Uniaxial Tensile Behavior of Reinforced Concrete Elements Strengthened by Carbon Fiber Sheet
Y. Sato, K. Shouji, T. Ueda, and Y. Kakuta
Appears on pages(s):
bond action; carbon fiber sheet; crack spacing; strain distribution
The uniaxial tensile tests of Reinforced Concrete elements with Carbon fiber sheet (RCC) are conducted to clarify the basic mechanical characteristics which affect the tension stiffness of RCC. This paper mainly presents the difference between RCC and ordinary Reinforced Concrete member (RC) in the load carrying capacity, the average crack spacing, stress and/or strain distributions of steel, and the average stress – strain relationship of concrete.
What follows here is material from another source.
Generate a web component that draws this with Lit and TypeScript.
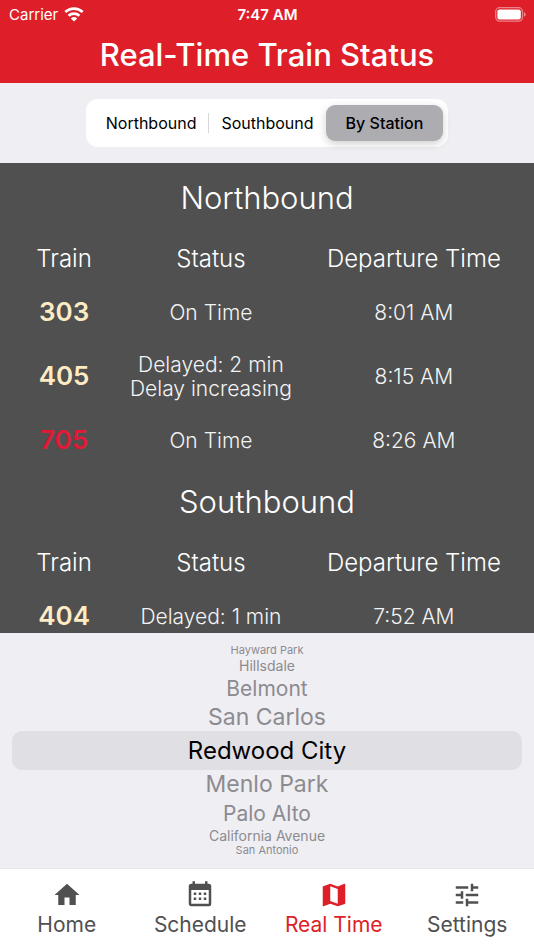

Crack spacing of RCC becomes smaller between 25% and 60% of that in RC as the amount of Carbon Fiber Sheet (CFS) increases. The strain distributions of steel in RCC before and after the yielding of steel differ from those in RC. The tension stiffness developed by the bond action of CFS increases as the amount of CFS increases but that of steel becomes less. With the steel and CFS contributions combined, the tension stiffness of concrete as a whole generally becomes greater than that in RC. There is, however, a case in which tension stiffness of concrete in RCC decreases more than that in RC, because the average bond stress of steel rapidly decreases after the yielding of steel.